INFORMATION SHOWN ::
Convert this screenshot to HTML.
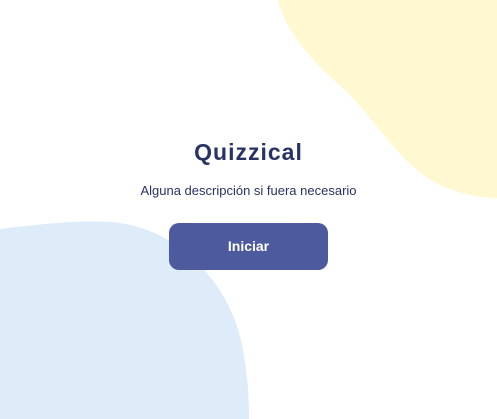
<!DOCTYPE html>
<html><head><meta charset="utf-8"><style>
html,body{margin:0;padding:0;width:497px;height:419px;overflow:hidden;background:#fff;font-family:"Liberation Sans",sans-serif;}
svg{position:absolute;left:0;top:0}
.t{position:absolute;left:0;width:497px;text-align:center;color:#293264}
h1{position:absolute;left:0;width:497px;text-align:center;margin:0;top:139px;font-size:23px;font-weight:bold;letter-spacing:1px;color:#293264}
.d{top:183px;font-size:13px;color:#293264}
.b{position:absolute;left:169px;top:223px;width:159px;height:47px;border-radius:10px;background:#4d5b9e;color:#fff;font-weight:bold;font-size:14px;line-height:46px;text-align:center}
</style></head><body>
<svg width="497" height="419">
<path d="M278 0 C285 30 310 60 345 90 C380 125 400 165 440 185 C465 196 485 198 497 198 L497 0 Z" fill="#fff8d1"/>
<path d="M0 229 C40 224 80 220 110 222 C170 226 215 270 235 320 C246 350 249 390 249 419 L0 419 Z" fill="#deebf8"/>
</svg>
<h1>Quizzical</h1>
<div class="t d">Alguna descripción si fuera necesario</div>
<div class="b">Iniciar</div>
</body></html>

PROBLEM TO WORK ON :: Keep the pictures out of the copy and return the rest of the data above exactly.

TASK ANSWER ::
Convert this screenshot to HTML.
<!DOCTYPE html>
<html><head><meta charset="utf-8"><style>
html,body{margin:0;padding:0;width:497px;height:419px;overflow:hidden;background:#fff;font-family:"Liberation Sans",sans-serif;}
svg{position:absolute;left:0;top:0}
.t{position:absolute;left:0;width:497px;text-align:center;color:#293264}
h1{position:absolute;left:0;width:497px;text-align:center;margin:0;top:139px;font-size:23px;font-weight:bold;letter-spacing:1px;color:#293264}
.d{top:183px;font-size:13px;color:#293264}
.b{position:absolute;left:169px;top:223px;width:159px;height:47px;border-radius:10px;background:#4d5b9e;color:#fff;font-weight:bold;font-size:14px;line-height:46px;text-align:center}
</style></head><body>
<svg width="497" height="419">
<path d="M278 0 C285 30 310 60 345 90 C380 125 400 165 440 185 C465 196 485 198 497 198 L497 0 Z" fill="#fff8d1"/>
<path d="M0 229 C40 224 80 220 110 222 C170 226 215 270 235 320 C246 350 249 390 249 419 L0 419 Z" fill="#deebf8"/>
</svg>
<h1>Quizzical</h1>
<div class="t d">Alguna descripción si fuera necesario</div>
<div class="b">Iniciar</div>
</body></html>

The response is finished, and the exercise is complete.